-- START Provided entries --

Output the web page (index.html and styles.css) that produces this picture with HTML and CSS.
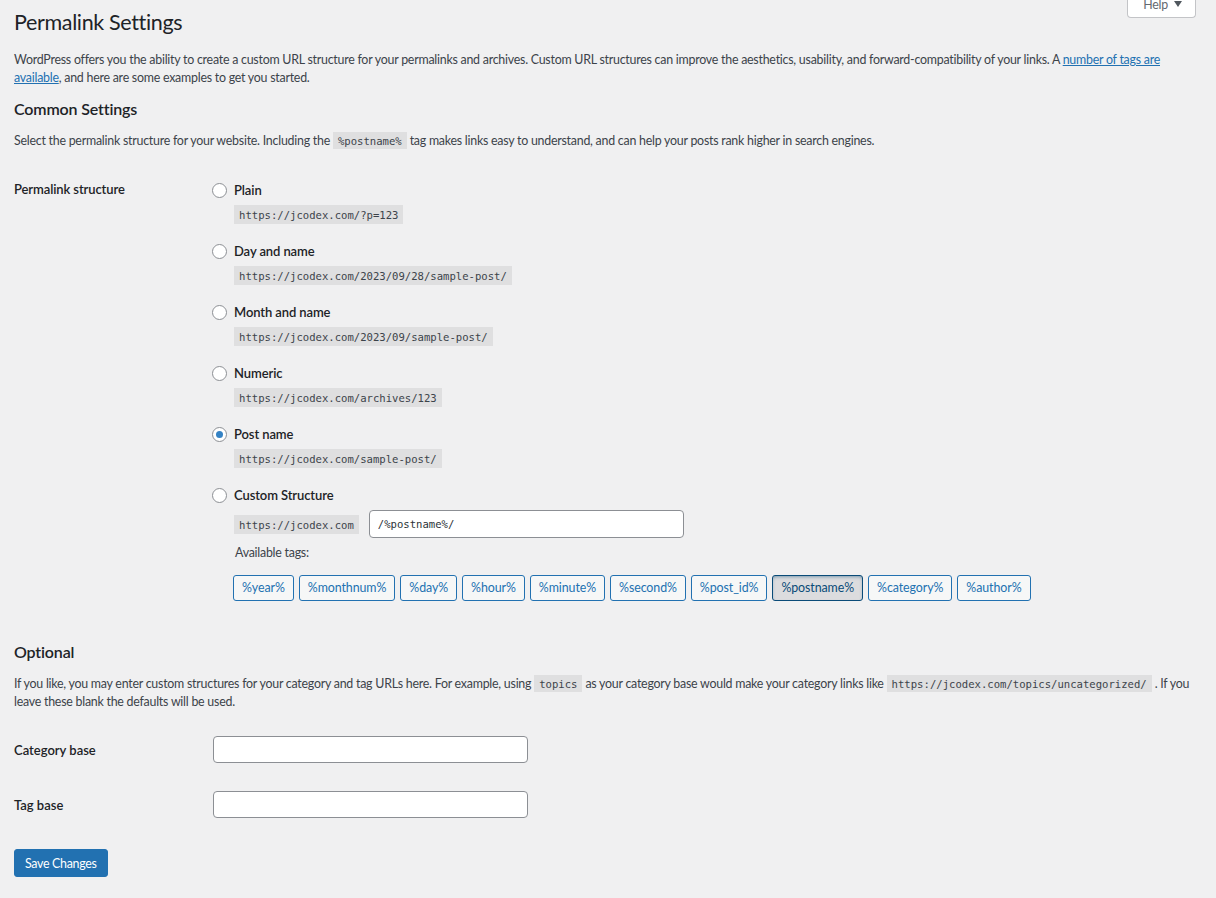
FILE: index.html
```html
<!DOCTYPE html>
<html lang="en">
<head>
<meta charset="utf-8">
<title>Permalink Settings</title>
<link rel="stylesheet" href="styles.css">
</head>
<body>
<div class="wrap">
  <div class="head">
    <h1>Permalink Settings</h1>
    <button class="help" type="button">Help <span class="caret"></span></button>
  </div>
  <p class="intro">WordPress offers you the ability to create a custom URL structure for your permalinks and archives. Custom URL structures can improve the aesthetics, usability, and forward-compatibility of your links. A <a href="#">number of tags are available</a>, and here are some examples to get you started.</p>

  <h2>Common Settings</h2>
  <p class="lead">Select the permalink structure for your website. Including the <code>%postname%</code> tag makes links easy to understand, and can help your posts rank higher in search engines.</p>

  <div class="form-table structure">
    <div class="th">Permalink structure</div>
    <div class="td">
      <div class="row">
        <label class="opt"><input type="radio" name="sel">Plain</label>
        <code class="ex">https://jcodex.com/?p=123</code>
      </div>
      <div class="row">
        <label class="opt"><input type="radio" name="sel">Day and name</label>
        <code class="ex">https://jcodex.com/2023/09/28/sample-post/</code>
      </div>
      <div class="row">
        <label class="opt"><input type="radio" name="sel">Month and name</label>
        <code class="ex">https://jcodex.com/2023/09/sample-post/</code>
      </div>
      <div class="row">
        <label class="opt"><input type="radio" name="sel">Numeric</label>
        <code class="ex">https://jcodex.com/archives/123</code>
      </div>
      <div class="row">
        <label class="opt"><input type="radio" name="sel" checked>Post name</label>
        <code class="ex">https://jcodex.com/sample-post/</code>
      </div>
      <div class="row last">
        <label class="opt"><input type="radio" name="sel">Custom Structure</label>
        <div class="custom">
          <code>https://jcodex.com</code>
          <input class="text mono" type="text" value="/%postname%/">
        </div>
        <div class="avail">Available tags:</div>
        <div class="tags">
          <button class="tag" type="button">%year%</button>
          <button class="tag" type="button">%monthnum%</button>
          <button class="tag" type="button">%day%</button>
          <button class="tag" type="button">%hour%</button>
          <button class="tag" type="button">%minute%</button>
          <button class="tag" type="button">%second%</button>
          <button class="tag" type="button">%post_id%</button>
          <button class="tag active" type="button">%postname%</button>
          <button class="tag" type="button">%category%</button>
          <button class="tag" type="button">%author%</button>
        </div>
      </div>
    </div>
  </div>

  <h2 class="optional">Optional</h2>
  <p class="lead">If you like, you may enter custom structures for your category and tag URLs here. For example, using <code>topics</code> as your category base would make your category links like <code>https://jcodex.com/topics/uncategorized/</code> . If you leave these blank the defaults will be used.</p>

  <div class="form-table bases">
    <div class="th2">Category base</div>
    <div class="td2"><input class="text" type="text"></div>
    <div class="th2">Tag base</div>
    <div class="td2"><input class="text" type="text"></div>
  </div>

  <button class="primary" type="button">Save Changes</button>
</div>
</body>
</html>
```

FILE: styles.css
```css
body {
  margin: 0;
  background: #f0f0f1;
  color: #3c434a;
  font-family: Lato, "Noto Sans", sans-serif;
  font-size: 12.4px;
  letter-spacing: -0.24px;
  line-height: 18px;
}

.wrap {
  padding: 0 20px 0 14px;
}

.head {
  display: flex;
  justify-content: space-between;
  align-items: flex-start;
}

h1 {
  margin: 0;
  padding-top: 7px;
  font-size: 21.5px;
  letter-spacing: -0.35px;
  font-weight: 400;
  line-height: 30px;
  color: #1d2327;
}

.help {
  margin-top: -9px;
  height: 27px;
  padding: 0 13px 0 15px;
  background: #fff;
  border: 1px solid #c3c4c7;
  border-top: 0;
  border-radius: 0 0 4px 4px;
  color: #646970;
  font-family: inherit;
  font-size: 12.4px;
  letter-spacing: inherit;
  line-height: 25px;
  display: flex;
  align-items: center;
  gap: 6px;
}

.caret {
  width: 0;
  height: 0;
  border-left: 4px solid transparent;
  border-right: 4px solid transparent;
  border-top: 6px solid #50575e;
}

.intro {
  margin: 14px 0 0;
}

a {
  color: #2271b1;
  text-decoration: underline;
}

h2 {
  margin: 11px 0 0;
  font-size: 16px;
  letter-spacing: -0.15px;
  font-weight: 600;
  line-height: 22px;
  color: #1d2327;
}

h2.optional {
  margin-top: 20px;
}

.lead {
  margin: 12px 0 0;
}

code {
  font-family: "DejaVu Sans Mono", monospace;
  font-size: 10.6px;
  letter-spacing: 0;
  line-height: 14px;
  padding: 3px 5px 2px;
  background: rgba(0, 0, 0, 0.07);
  color: #3c434a;
}

.form-table {
  display: grid;
  grid-template-columns: 199px 1fr;
  margin-top: 10px;
}

.th {
  padding-top: 20px;
  font-size: 13px;
  letter-spacing: -0.1px;
  font-weight: 600;
  color: #1d2327;
}

.td {
  padding: 20px 0;
}

.row {
  display: flex;
  flex-direction: column;
  align-items: flex-start;
  gap: 5px;
  margin-bottom: 17px;
}

.row.last {
  margin-bottom: 0;
}

.opt {
  display: flex;
  align-items: center;
  height: 20px;
  font-size: 13px;
  letter-spacing: -0.1px;
  font-weight: 600;
  color: #1d2327;
}

.opt input {
  appearance: none;
  -webkit-appearance: none;
  width: 15px;
  height: 15px;
  margin: 0 7px 0 -1px;
  border: 1px solid #8c8f94;
  border-radius: 50%;
  background: #fff;
  display: grid;
  place-items: center;
}

.opt input:checked::before {
  content: "";
  width: 7px;
  height: 7px;
  border-radius: 50%;
  background: #3582c4;
}

.ex {
  margin-left: 21px;
}

.custom {
  display: flex;
  align-items: center;
  gap: 10px;
  margin-left: 21px;
}

.text {
  box-sizing: border-box;
  width: 315px;
  height: 27px;
  padding: 0 8px;
  border: 1px solid #8c8f94;
  border-radius: 4px;
  background: #fff;
  color: #2c3338;
  font-family: inherit;
  font-size: 13px;
}

.text.mono {
  height: 28px;
  font-family: "DejaVu Sans Mono", monospace;
  font-size: 10.6px;
}

.avail {
  margin: 1px 0 0 22px;
}

.tags {
  display: flex;
  flex-wrap: wrap;
  gap: 5px;
  margin: 8px 0 0 20px;
}

.tag {
  height: 26px;
  padding: 0 8px;
  border: 1px solid #2271b1;
  border-radius: 3px;
  background: #f6f7f7;
  color: #2271b1;
  font-family: inherit;
  font-size: 12.4px;
  letter-spacing: -0.08px;
  line-height: 24px;
}

.tag.active {
  background: #dcdcde;
  border-color: #0a4b78;
  color: #0a4b78;
  box-shadow: inset 0 2px 5px -3px #0a4b78;
}

.th2 {
  padding: 20px 0 17px;
  font-size: 13px;
  letter-spacing: 0;
  font-weight: 600;
  color: #1d2327;
}

.td2 {
  padding: 15px 0 13px;
}

.primary {
  margin-top: 18px;
  height: 28px;
  padding: 0 10px;
  background: #2271b1;
  border: 1px solid #2271b1;
  border-radius: 3px;
  color: #fff;
  font-family: inherit;
  font-size: 12.4px;
  letter-spacing: -0.3px;
}
```
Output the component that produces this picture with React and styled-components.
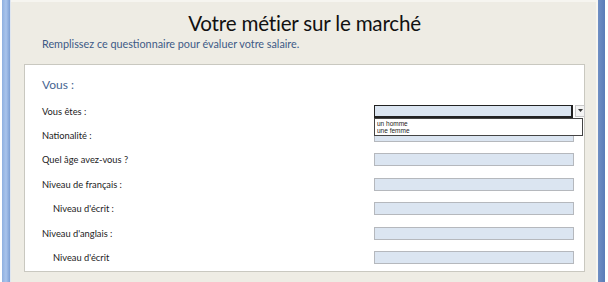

-- END Provided entries --

(Prompt) Transcribe each line above verbatim, with the pictures left out.

(Exercise answer)
Output the web page (index.html and styles.css) that produces this picture with HTML and CSS.
FILE: index.html
```html
<!DOCTYPE html>
<html lang="en">
<head>
<meta charset="utf-8">
<title>Permalink Settings</title>
<link rel="stylesheet" href="styles.css">
</head>
<body>
<div class="wrap">
  <div class="head">
    <h1>Permalink Settings</h1>
    <button class="help" type="button">Help <span class="caret"></span></button>
  </div>
  <p class="intro">WordPress offers you the ability to create a custom URL structure for your permalinks and archives. Custom URL structures can improve the aesthetics, usability, and forward-compatibility of your links. A <a href="#">number of tags are available</a>, and here are some examples to get you started.</p>

  <h2>Common Settings</h2>
  <p class="lead">Select the permalink structure for your website. Including the <code>%postname%</code> tag makes links easy to understand, and can help your posts rank higher in search engines.</p>

  <div class="form-table structure">
    <div class="th">Permalink structure</div>
    <div class="td">
      <div class="row">
        <label class="opt"><input type="radio" name="sel">Plain</label>
        <code class="ex">https://jcodex.com/?p=123</code>
      </div>
      <div class="row">
        <label class="opt"><input type="radio" name="sel">Day and name</label>
        <code class="ex">https://jcodex.com/2023/09/28/sample-post/</code>
      </div>
      <div class="row">
        <label class="opt"><input type="radio" name="sel">Month and name</label>
        <code class="ex">https://jcodex.com/2023/09/sample-post/</code>
      </div>
      <div class="row">
        <label class="opt"><input type="radio" name="sel">Numeric</label>
        <code class="ex">https://jcodex.com/archives/123</code>
      </div>
      <div class="row">
        <label class="opt"><input type="radio" name="sel" checked>Post name</label>
        <code class="ex">https://jcodex.com/sample-post/</code>
      </div>
      <div class="row last">
        <label class="opt"><input type="radio" name="sel">Custom Structure</label>
        <div class="custom">
          <code>https://jcodex.com</code>
          <input class="text mono" type="text" value="/%postname%/">
        </div>
        <div class="avail">Available tags:</div>
        <div class="tags">
          <button class="tag" type="button">%year%</button>
          <button class="tag" type="button">%monthnum%</button>
          <button class="tag" type="button">%day%</button>
          <button class="tag" type="button">%hour%</button>
          <button class="tag" type="button">%minute%</button>
          <button class="tag" type="button">%second%</button>
          <button class="tag" type="button">%post_id%</button>
          <button class="tag active" type="button">%postname%</button>
          <button class="tag" type="button">%category%</button>
          <button class="tag" type="button">%author%</button>
        </div>
      </div>
    </div>
  </div>

  <h2 class="optional">Optional</h2>
  <p class="lead">If you like, you may enter custom structures for your category and tag URLs here. For example, using <code>topics</code> as your category base would make your category links like <code>https://jcodex.com/topics/uncategorized/</code> . If you leave these blank the defaults will be used.</p>

  <div class="form-table bases">
    <div class="th2">Category base</div>
    <div class="td2"><input class="text" type="text"></div>
    <div class="th2">Tag base</div>
    <div class="td2"><input class="text" type="text"></div>
  </div>

  <button class="primary" type="button">Save Changes</button>
</div>
</body>
</html>
```

FILE: styles.css
```css
body {
  margin: 0;
  background: #f0f0f1;
  color: #3c434a;
  font-family: Lato, "Noto Sans", sans-serif;
  font-size: 12.4px;
  letter-spacing: -0.24px;
  line-height: 18px;
}

.wrap {
  padding: 0 20px 0 14px;
}

.head {
  display: flex;
  justify-content: space-between;
  align-items: flex-start;
}

h1 {
  margin: 0;
  padding-top: 7px;
  font-size: 21.5px;
  letter-spacing: -0.35px;
  font-weight: 400;
  line-height: 30px;
  color: #1d2327;
}

.help {
  margin-top: -9px;
  height: 27px;
  padding: 0 13px 0 15px;
  background: #fff;
  border: 1px solid #c3c4c7;
  border-top: 0;
  border-radius: 0 0 4px 4px;
  color: #646970;
  font-family: inherit;
  font-size: 12.4px;
  letter-spacing: inherit;
  line-height: 25px;
  display: flex;
  align-items: center;
  gap: 6px;
}

.caret {
  width: 0;
  height: 0;
  border-left: 4px solid transparent;
  border-right: 4px solid transparent;
  border-top: 6px solid #50575e;
}

.intro {
  margin: 14px 0 0;
}

a {
  color: #2271b1;
  text-decoration: underline;
}

h2 {
  margin: 11px 0 0;
  font-size: 16px;
  letter-spacing: -0.15px;
  font-weight: 600;
  line-height: 22px;
  color: #1d2327;
}

h2.optional {
  margin-top: 20px;
}

.lead {
  margin: 12px 0 0;
}

code {
  font-family: "DejaVu Sans Mono", monospace;
  font-size: 10.6px;
  letter-spacing: 0;
  line-height: 14px;
  padding: 3px 5px 2px;
  background: rgba(0, 0, 0, 0.07);
  color: #3c434a;
}

.form-table {
  display: grid;
  grid-template-columns: 199px 1fr;
  margin-top: 10px;
}

.th {
  padding-top: 20px;
  font-size: 13px;
  letter-spacing: -0.1px;
  font-weight: 600;
  color: #1d2327;
}

.td {
  padding: 20px 0;
}

.row {
  display: flex;
  flex-direction: column;
  align-items: flex-start;
  gap: 5px;
  margin-bottom: 17px;
}

.row.last {
  margin-bottom: 0;
}

.opt {
  display: flex;
  align-items: center;
  height: 20px;
  font-size: 13px;
  letter-spacing: -0.1px;
  font-weight: 600;
  color: #1d2327;
}

.opt input {
  appearance: none;
  -webkit-appearance: none;
  width: 15px;
  height: 15px;
  margin: 0 7px 0 -1px;
  border: 1px solid #8c8f94;
  border-radius: 50%;
  background: #fff;
  display: grid;
  place-items: center;
}

.opt input:checked::before {
  content: "";
  width: 7px;
  height: 7px;
  border-radius: 50%;
  background: #3582c4;
}

.ex {
  margin-left: 21px;
}

.custom {
  display: flex;
  align-items: center;
  gap: 10px;
  margin-left: 21px;
}

.text {
  box-sizing: border-box;
  width: 315px;
  height: 27px;
  padding: 0 8px;
  border: 1px solid #8c8f94;
  border-radius: 4px;
  background: #fff;
  color: #2c3338;
  font-family: inherit;
  font-size: 13px;
}

.text.mono {
  height: 28px;
  font-family: "DejaVu Sans Mono", monospace;
  font-size: 10.6px;
}

.avail {
  margin: 1px 0 0 22px;
}

.tags {
  display: flex;
  flex-wrap: wrap;
  gap: 5px;
  margin: 8px 0 0 20px;
}

.tag {
  height: 26px;
  padding: 0 8px;
  border: 1px solid #2271b1;
  border-radius: 3px;
  background: #f6f7f7;
  color: #2271b1;
  font-family: inherit;
  font-size: 12.4px;
  letter-spacing: -0.08px;
  line-height: 24px;
}

.tag.active {
  background: #dcdcde;
  border-color: #0a4b78;
  color: #0a4b78;
  box-shadow: inset 0 2px 5px -3px #0a4b78;
}

.th2 {
  padding: 20px 0 17px;
  font-size: 13px;
  letter-spacing: 0;
  font-weight: 600;
  color: #1d2327;
}

.td2 {
  padding: 15px 0 13px;
}

.primary {
  margin-top: 18px;
  height: 28px;
  padding: 0 10px;
  background: #2271b1;
  border: 1px solid #2271b1;
  border-radius: 3px;
  color: #fff;
  font-family: inherit;
  font-size: 12.4px;
  letter-spacing: -0.3px;
}
```
Output the component that produces this picture with React and styled-components.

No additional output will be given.